Linear regression equation
The equation for linear regression that can be used to predict the value of the dependent variable (Y) based on the given independent variable(X) is:
Y = a + b*X + e
- Y is the value of the dependent variable, a value that is being predicted or explained
- a or Alpha equals the value of Y when the value of X = 0 – a stands for the intercept
- b or Beta is a slope of the regression line; it is the coefficient of X – how much Y changes for each one-unit change in X – we use linear regression to understand the mean change in a dependent variable (Y) given a one-unit change in each independent variable (X).
- X is the value of the independent variable, a value that is predicting or explaining the value of Y
- e is the error term; the error in predicting the value of Y, given the value of X
How do we fit the best linear regression line?
The regression line is defined with values of a and b. We calculate the line for the available data with the Least Square Method (this is why the simple regression is also called the Linear Least Squares technique). There are other methods, too, but this method is probably the most common method used for drawing the best-fit regression line. So, we minimize the sum of the squares of the vertical deviations from each data point to the line. All deviations are first squared, so when they are added, they do not cancel each other because of the positive and negative values.
Linear models are one of the most common forms of regression and when we have a continuous dependent variable, linear regression is probably the first type of regression model we should consider. However, despite the term “linear model”, we can use polynomials and add curvature to the linear regression line. This way we include the interaction effects of the variables.
What about outliers in linear regression?
In regression, we call outliers all points that fall far away from the “cloud” of other points. These points can be especially important because they can have a strong influence on the least-squares line. However, not all outliers have the same impact – some are more important and influential than others. For example, it is very important to observe points that are positioned horizontally on the line, but away from the center of the cloud. They tend to have a strong influence on the slope of the least-squares line – they pull harder on the line – therefore we call them points with high leverage. Moreover, when these high leverage points have such an impact on the slope of the linear line that if we had fitted the line without that specific outlier, that specific point would have been incredibly far away from the least-squares lines. In these cases, we call these high leverage points – influential points, because they influence the slope of the least-squares line.
Should you simply just remove the outliers? This seems like a very inviting thing to do, but don’t throw out data for no reason other than it makes the data look bad. A rule of thumb is that those final models that ignore exceptions usually perform badly. Exceptions are usually there for a reason and whatever final model you create, it should be capable of including outliers.
Another thing to be careful about is using a categorical predictor when one of the levels has a small number of points because they can become influential points.
Linear regression and the key takeaway points
- A relationship between the independent and dependent variables must be linear, which means the data points create a straight line and not a curve or a grouping factor.
- The dependent variable is continuous, independent variable(s) can be continuous or discrete
- Outliers – observations that fall far from the “cloud” of points – can significantly affect the least squares line and the forecasted values.
- Simple linear regression belongs to a group of parametric tests.

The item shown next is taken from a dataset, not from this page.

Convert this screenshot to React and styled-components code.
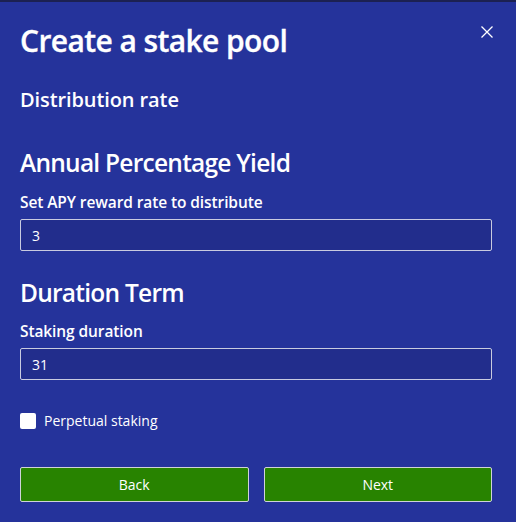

FOr this reason, assumptions, such as homoscedasticity (the size of an error stays more or less the same across all values for the independent variable), and normal distribution is applied in the data, which must be followed. If your data does not meet assumptions of homoscedasticity and normality, it is better to use a nonparametric test instead, such as the Spearman rank test.
- Multiple regression is sensitive to multicollinearity, autocorrelation, heteroskedasticity therefore estimates are very unstable and sensitive to minor changes.
- When we are working with multiple independent variables, we can select the most significant independent variables with a forward ranking, backward elimination, and a step-wise regression.